A dificuldade do tema é tamanha que até para lançar as bases mínimas da
definição não existe consenso algum no tema.
De
qualquer modo, para construirmos o conceito de culpabilidade temos que partir
de algum pressuposto. A doutrina lançou esse pressuposto sobre a valoração. Esta valoração é, antes de tudo, uma reprovação
de alguma ação injusta (o objeto de valoração) porque seria exigível (juízo de
censura) um comportamento diverso do autor. Essa reprovação pressupõe capacitação física e psicológica do agente,
além da inexistência de determinadas circunstâncias,
a permitir-lhe motivar-se de acordo com a norma
penal. Daí tem que o injusto é o
objeto sobre o qual recai a valoração,
já a culpabilidade é, conceitualmente, esta própria valoração[7].
[1] Nos textos antigos,
utilizava-se a expressão imputatio.
[2] Francisco de Assi
Toledo (Princípios Básicos de Direito
penal, São Paulo: Saraiva, 1990, pág. 216, § 16, item 224) introduziu
assim: “A palavra "culpa",
em sentido lato, de que deriva "culpabilidade", ambas empregadas, por
vezes, como sinônimas, para designar um dos elementos estruturais do conceito
de crime, é de uso muito corrente. Até mesmo as crianças a empregam, em seu
vocabulário incipiente, para apontar o responsável por uma falta, por uma
travessura. Utilizamo-la a todo instante, na linguagem comum, para imputação a
alguém de um fato condenável. Seria incorreto dizer-se, por exemplo: Pedro tem
culpa pelo progresso da empresa que dirige; o mesmo não aconteceria, porém se
disséssemos: Pedro tem culpa pela falência da empresa que dirige. O termo culpa
adquire, pois, na linguagem usual, um sentido de atribuição censurável, a
alguém, de um fato ou acontecimento. Veremos que o seu significado jurídico não
é muito diferente. Todavia, se olharmos de frente a culpabilidade
jurídico-penal, será fácil perceber que não estamos diante de algo tão simples
como parece.”
[3] “O conceito de
culpabilidade é uma exceção entre os pressupostos da punibilidade. Ele pertence
a um dos instrumentos mais difíceis e obscuros do sistema jurídico-penal.”
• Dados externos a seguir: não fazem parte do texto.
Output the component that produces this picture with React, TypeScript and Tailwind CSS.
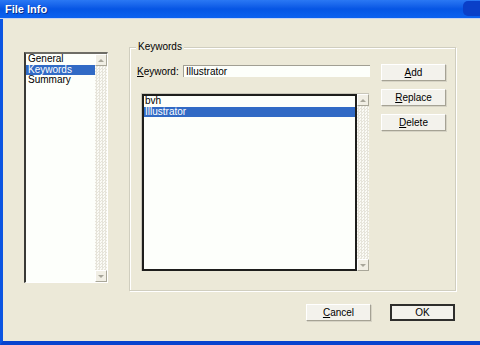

(HASSEMER, Winfried. Introdução aos
fundamentos do Direito penal. Porto Alegre: Safe, 2005, p. 292).
[4] Ver SANTOS, Juarez
Cirino dos. A moderna teoria do fato
punível. Rio de Janeiro: Revan, 2002, p. 173 e ss.
[5] Foi uma das principais
críticas que fez Sebastián Soler (Culpabilidad
real y culpabilidad presunta. In
Anuário de Derecho penal y ciencias penales, t. XV, F. III, Sepbre.-Didbre,
MCMLXII, Madrid: INEJ Duque de Medinaceli, pág. 481, item 4) sobre a concepção
normativista: “Se a reprovação está fundada na existência de algo, a culpa está
aí antes de que a reprovação seja feita e, no fim, reprovabilidade não nos diz
em que se funda. O reprovado é um efeito de algo meramente aludido, mas não
aclarado.” (Tradução livre).
[6] Como anota Roxin
(ROXIN, Claus. Derecho penal, t. I,
Madrid: Civitas, 1997, p. 798): “o conceito normativo de culpabilidade só
afirma que uma conduta culpável há de ser reprovável. Porém ele mesmo é de
natureza completamente formal e não responde à questão relativa aos
pressupostos materiais que caracterizam a reprovabilidade.” No mesmo sentido
Marcos Destefenni (O injusto penal,
Porto Alegre: Safe, 2004, p. 52, item 4.9): “O Direito penal, como a própria
sociedade, é dinâmico. Os valores mudam todo dia e o Direito penal não pode se
distanciar desse dinamismo social.”
[7] Precisamente aqui cabe
toda a crítica da Criminologia com base na teoria das subculturas criminais
(Albert Cohen e Herbert Marcuse) que nega o próprio princípio de culpabilidade
porque entende essas valorações relativas. “... a teoria das subculturas
criminais nega que o delito possa ser considerado como expressão de uma atitude
contrária aos valores e às normas sociais gerais, e afirma que existem valores
e normas específicas dos diversos grupos sociais (subcultura). (...) Não
existe, pois um sistema de valores,
ou o sistema de valores.” (BARATTA,
Alessandro. Criminologia crítica e
crítica do Direito penal. 2ª. Ed., Rio de Janeiro: Freitas Bastos, 199, p.
74, grifamos). Todavia, trabalhamos em uma ideologia de sistema da valores
dominantes da maioria, quer dizer, na ideologia
da culpabilidade. Caso contrário não teria sentido nos debruçarmos sobre o
assunto e nem buscar legitimá-lo constitucionalmente.